Source: Commemorative Biographical Record of the counties of SANDUSKY & OTTAWA, OHIO - Publ. J. B. Beers & Co. 1896 - Page 264

JUNE FAMILY.  The ancestors from whom are descended the June families in the United States were two brothers by the name of Junett, Huguenot Frenchmen, one of whom settled on the Hudson and the other on the Connecticut river.  The June families residing in Sandusky county, Ohio, are descended from the one who settled on the Hudson, Zebbard June by name, and who, becoming disgusted with the religion of France, dropped the last two letters of his name, leaving it June.  His home was at Peekskill, N. Y.  He served in the Revolutionary war under Gen. La Fayette, and on account of disabilities incurred in the service was granted pecuniary aid from the U. S. Government.  His occupation was that of a farmer in Orange County, N. Y.  He had a family of five children: Charity, Stephen, Peter, Cociah and David.  Of these -
     Charity June married Adam Sales, and lived in Ithaca, Tompkins Co., N. y., in which county he died.  They had five sons and one daughter.  After Mr. Sales' death Mrs. Sales moved to Unadilla, Mich., where she passed away.  Their eldest son, Benjamin, died at the same place, leaving one daughter.

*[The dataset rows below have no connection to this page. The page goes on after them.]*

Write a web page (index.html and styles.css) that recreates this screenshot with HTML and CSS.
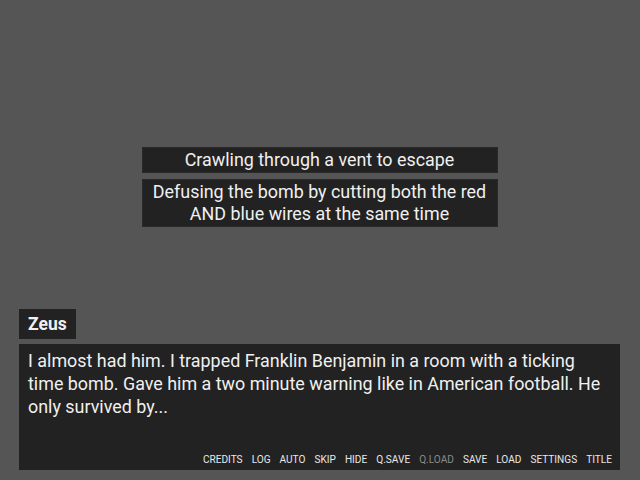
FILE: index.html
```html
<!DOCTYPE html>
<html lang="en">
<head>
<meta charset="utf-8">
<title>Zeus</title>
<link rel="stylesheet" href="styles.css">
</head>
<body>
<div class="screen">
  <div class="choices">
    <button class="choice">Crawling through a vent to escape</button>
    <button class="choice">Defusing the bomb by cutting both the red<br>AND blue wires at the same time</button>
  </div>
  <div class="say">
    <div class="namebox">Zeus</div>
    <div class="textbox">
      <p class="what">I almost had him. I trapped Franklin Benjamin in a room with a ticking time bomb. Gave him a two minute warning like in American football. He only survived by...</p>
      <nav class="quick">
        <span>CREDITS</span>
        <span>LOG</span>
        <span>AUTO</span>
        <span>SKIP</span>
        <span>HIDE</span>
        <span>Q.SAVE</span>
        <span class="off">Q.LOAD</span>
        <span>SAVE</span>
        <span>LOAD</span>
        <span>SETTINGS</span>
        <span>TITLE</span>
      </nav>
    </div>
  </div>
</div>
</body>
</html>
```

FILE: styles.css
```css
html, body {
  margin: 0;
  padding: 0;
  background: #555555;
}

.screen {
  width: 640px;
  height: 480px;
  display: flex;
  flex-direction: column;
  font-family: Roboto, "Liberation Sans", sans-serif;
  color: #f0f0f0;
}

.choices {
  margin-top: 147px;
  display: flex;
  flex-direction: column;
  align-items: center;
  gap: 6px;
}

.choice {
  width: 356px;
  box-sizing: border-box;
  background: #222222;
  border: 1px solid #2a2a2a;
  color: #f0f0f0;
  font: 17.9px/22px Roboto, "Liberation Sans", sans-serif;
  padding: 1px 4px 1px;
  text-align: center;
  margin-left: -1px;
}

.say {
  margin-top: auto;
  margin-bottom: 10px;
  padding-left: 19px;
  display: flex;
  flex-direction: column;
  align-items: flex-start;
  gap: 5px;
}

.namebox {
  background: #222222;
  font-size: 17.5px;
  font-weight: bold;
  line-height: 30px;
  height: 30px;
  padding: 0 9px;
}

.textbox {
  width: 601px;
  height: 126px;
  box-sizing: border-box;
  background: #222222;
  padding: 5px 8px 0 9px;
  display: flex;
  flex-direction: column;
}

.what {
  margin: 0;
  font-size: 17.9px;
  line-height: 23px;
}

.quick {
  margin-top: auto;
  margin-bottom: 3px;
  display: flex;
  justify-content: flex-end;
  gap: 9px;
  font-size: 10.1px;
  line-height: 14px;
  color: #e8e8e8;
}

.quick .off {
  color: #8a8a8a;
}
```
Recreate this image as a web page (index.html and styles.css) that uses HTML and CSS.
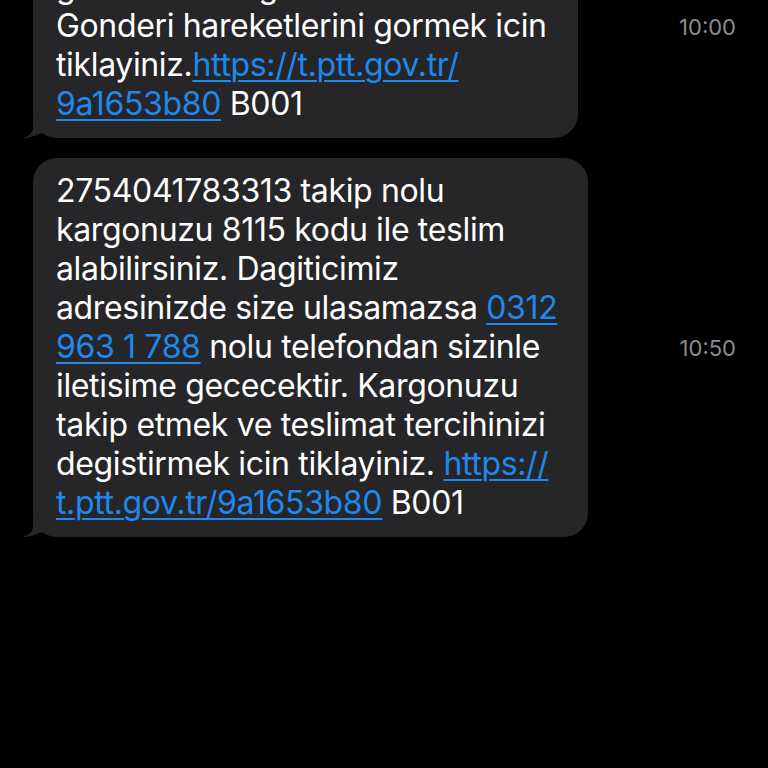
FILE: index.html
```html
<!DOCTYPE html>
<html lang="tr">
<head>
    <meta charset="UTF-8">
    <meta name="viewport" content="width=device-width, initial-scale=1.0">
    <title>Mesajlar</title>
    <link rel="stylesheet" href="styles.css">
</head>
<body>

<!-- mesaj listesi: ekran ilk balonun ortasindan basliyor -->
<div class="thread">

    <div class="msg">
        <div class="bubble">
            2754041783313 takip nolu<br>
            gonderiniz dagitima cikarilmistir.<br>
            Gonderi hareketlerini gormek icin<br>
            tiklayiniz.<a href="#">https://t.ptt.gov.tr/<br>9a1653b80</a> B001
            <svg class="tail" width="30" height="20" viewBox="0 0 30 20">
                <path d="M12 0 L12 10 C12 15 7 19 0 20 C7 20.5 13 18.5 18 16 L22 15 L24 0 Z"/>
            </svg>
        </div>
        <span class="time">10:00</span>
    </div>

    <div class="msg">
        <div class="bubble">
            2754041783313 takip nolu<br>
            kargonuzu 8115 kodu ile teslim<br>
            alabilirsiniz. Dagiticimiz<br>
            adresinizde size ulasamazsa <a href="#">0312<br>963 1 788</a> nolu telefondan sizinle<br>
            iletisime gececektir. Kargonuzu<br>
            takip etmek ve teslimat tercihinizi<br>
            degistirmek icin tiklayiniz. <a href="#">https://<br>t.ptt.gov.tr/9a1653b80</a> B001
            <svg class="tail" width="30" height="20" viewBox="0 0 30 20">
                <path d="M12 0 L12 10 C12 15 7 19 0 20 C7 20.5 13 18.5 18 16 L22 15 L24 0 Z"/>
            </svg>
        </div>
        <span class="time">10:50</span>
    </div>

</div>

</body>
</html>
```

FILE: styles.css
```css
body {
    margin: 0;
    background: #000;
    font-family: Inter, "Liberation Sans", Arial, sans-serif;
    color: #fff;
    overflow: hidden;
}
.thread {
    display: flex;
    flex-direction: column;
    gap: 20px;
    margin-top: -85px;
}
.msg {
    display: flex;
    align-items: center;
}
.bubble {
    position: relative;
    margin-left: 33px;
    padding: 13px 31px 15px 23px;
    background: #262628;
    border-radius: 24px;
    font-size: 32px;
    line-height: 39px;
    letter-spacing: -0.35px;
    white-space: nowrap;
}
.bubble a {
    color: #1f88ee;
    text-decoration: underline;
    text-decoration-thickness: 2px;
    text-underline-offset: 4px;
}
.tail {
    position: absolute;
    left: -12px;
    bottom: 0;
    fill: #262628;
}
.time {
    margin-left: auto;
    margin-right: 32px;
    font-size: 22px;
    color: #8c8c90;
}
```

     Stephen June married a Miss Pew, of New York City, by whom he had one son, James Madison June.  Stephen June was a soldier in the war of 1812, and was wounded at the battle of Lundy's Lane by a bullet which struck him at one side of the nose and passed out at the back of his neck, on account of which he was considered mortally wounded.  He was being carried off the field by an Indian to be burned on a pile of dead bodies, when his struggles to free himself excited the sympathies of a British officer, James Jimmerson who shot the Indian, and released Mr. June, but was himself arrested for firing his gun during a truce, when both armies were caring for their dead and wounded by torch light.  Mr. June recovered from his wound, and lived seventeen years after the battle, but never met or knew his benefactor.  The Indian who was shot was of the tribe of Captain Brant, after whom the then village of Brantford, Canada, was named.  The British officer afterward received a pension from the British Government, and was sent to take a position as commissary, at Fort Malden, Canada.  It was while he was at this place that Mr. David June, of Fremont, Ohio, met him, and first learned that he was the man who shot the Indian.  A warm friendship at once sprang up between them, which continued until the death of the officer, in 1874.

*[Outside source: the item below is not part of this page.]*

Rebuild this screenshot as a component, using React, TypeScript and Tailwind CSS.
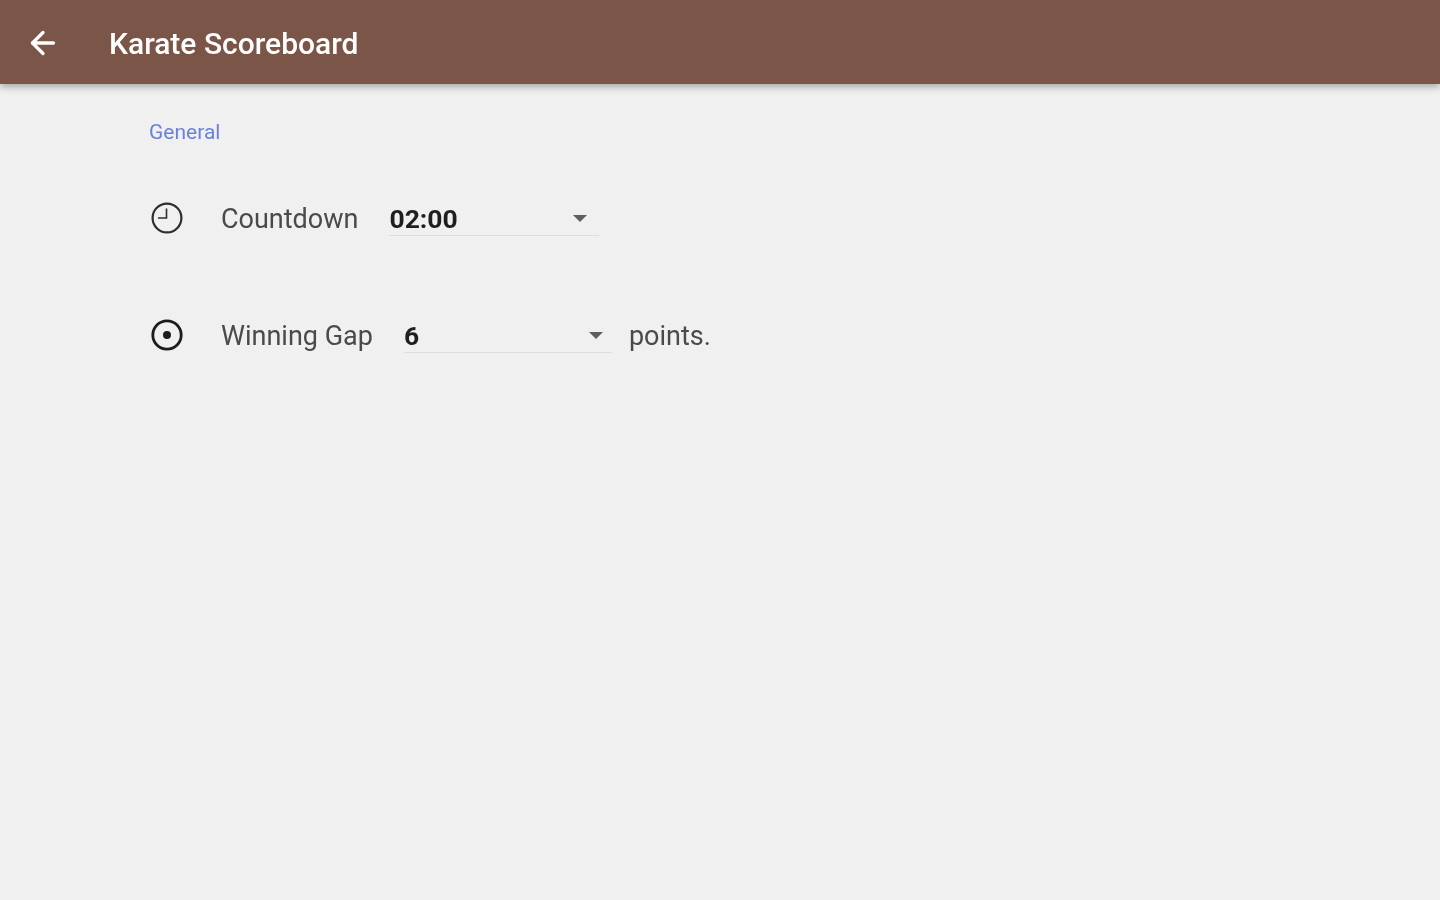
import React from 'react';
import { ArrowLeft } from 'lucide-react';

const ClockIcon = () => (
  <svg viewBox="0 0 32 32" className="h-8 w-8 shrink-0 text-[#2e2e2e]" fill="none" stroke="currentColor">
    <circle cx="16" cy="16" r="14.4" strokeWidth="2.2" />
    <path d="M15.5 6.5V16H7" strokeWidth="1.6" />
  </svg>
);

const TargetIcon = () => (
  <svg viewBox="0 0 32 32" className="h-8 w-8 shrink-0 text-[#1c1c1c]" fill="none" stroke="currentColor">
    <circle cx="16" cy="16" r="14.2" strokeWidth="2.8" />
    <circle cx="16" cy="16" r="4" fill="currentColor" stroke="none" />
  </svg>
);

const Select = ({ value, width, padding }: { value: string; width: string; padding: string }) => (
  <div className={`flex h-[34px] items-center justify-between border-b border-[#dedede] ${padding} ${width}`}>
    <span className="mt-[2px] text-[26.5px] font-bold leading-none text-[#1f1f1f]">{value}</span>
    <span className="h-0 w-0 border-x-[7px] border-t-[7px] border-x-transparent border-t-[#5f5f5f]" />
  </div>
);

export default function App() {
  return (
    <div className="flex h-[900px] w-[1440px] flex-col overflow-hidden bg-[#f0f0f0] font-['Roboto',sans-serif]">
      <header className="z-10 flex h-[84px] shrink-0 items-center bg-[#7b5547] pl-[25px] shadow-[0_3px_7px_rgba(0,0,0,0.3)]">
        <ArrowLeft className="mt-[1px] h-[36px] w-[36px] text-white blur-[0.6px]" strokeWidth={2.2} />
        <h1 className="ml-[48px] mt-[2px] text-[30px] font-medium text-white blur-[0.6px]">Karate Scoreboard</h1>
      </header>

      <main className="pl-[149px] blur-[0.6px]">
        <p className="mt-[36px] text-[21px] leading-6 text-[#6b82dc]">General</p>

        <div className="mt-[58px] flex h-[34px] items-center">
          <div className="mb-[2px] ml-[2px]"><ClockIcon /></div>
          <span className="ml-[38px] text-[27px] text-[#4a4a4a]">Countdown</span>
          <div className="ml-[31px]"><Select value="02:00" width="w-[210px]" padding="pr-[12px]" /></div>
        </div>

        <div className="mt-[83px] flex h-[34px] items-center">
          <div className="mb-[2px] ml-[2px]"><TargetIcon /></div>
          <span className="ml-[38px] text-[27px] text-[#4a4a4a]">Winning Gap</span>
          <div className="ml-[31px]"><Select value="6" width="w-[208px]" padding="pr-[9px]" /></div>
          <span className="ml-[17px] text-[27px] text-[#4a4a4a]">points.</span>
        </div>
      </main>
    </div>
  );
}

     Peter June, born in 1796, for a number of years followed the sea, and later served as a pilot in New York harbor.  He was a cavalryman under Gen. Brown in the war of 1812, during which he was wounded by a saber out at the hands of a member of the Forty-second Regiment, Scotch Highlanders, who were all slaughtered the same day.  Peter June was married, at Caldwell's Landing, on the Hudson river, to a lady who was born in 1800, and they lived for a time at New York City.  Being a sea-faring man he was absent from his family much of his time, and his wife having prevailed upon him to abandon the sea, he decided to try the western lakes.  Moving westward, they lived for several years near Cayuga Lake, N. Y., in 1833 removing to Buffalo, where he shipped as mate on the schooner "Amaranth," and came with his family, on the first day of June, to Sandusky City (Then called Portland) Ohio.  Here the family lived for upward of seventeen years.  Mr. June sailed on the lakes until the death of his wife, in 1835, after which he confined himself to ship-rigging in the vicinity of his home.  In 1840 he again married.  He died in 1851, at the age of fifty-six.  His remains and those of his first wife have been removed to Oakwood cemetery, Fremont, Ohio.  The children of Peter June by his first marriage were:  Daniel L., born in 1818; Martha, born in 1820; George, born Dec. 26, 1822; David, born May 11, 1824, sketch of whom follows; two who died in childhood; Sales A., born Aug. 2, 1828; and Marietta, born in January, 1830.  The sons at different times all became residents of Fremont, Ohio.
     Cociah June, another member of the family of Zebbard June, married and had a family.
     David June,
youngest son of Zebbard June, after whom David June, of Fremont, Ohio, was named, was a soldier in the war of 1812, having entered the service at the age of fifteen, at the request of his father, and serving as dispatch boy.  He grew to manhood in the vicinity of Peekskill, N. Y., and married Miss Miami Harrington at Ithaca, New York.

Source: Commemorative Biographical Record of the counties of SANDUSKY & OTTAWA, OHIO - Publ. J. B. Beers & Co. 1896 - Page 712

DAVID JUNE, machinist and engine builder of Fremont, Ohio, was born May 11, 1824, at Ithaca, N. Y., son of Peter June, who was a sailor and ship-rigger.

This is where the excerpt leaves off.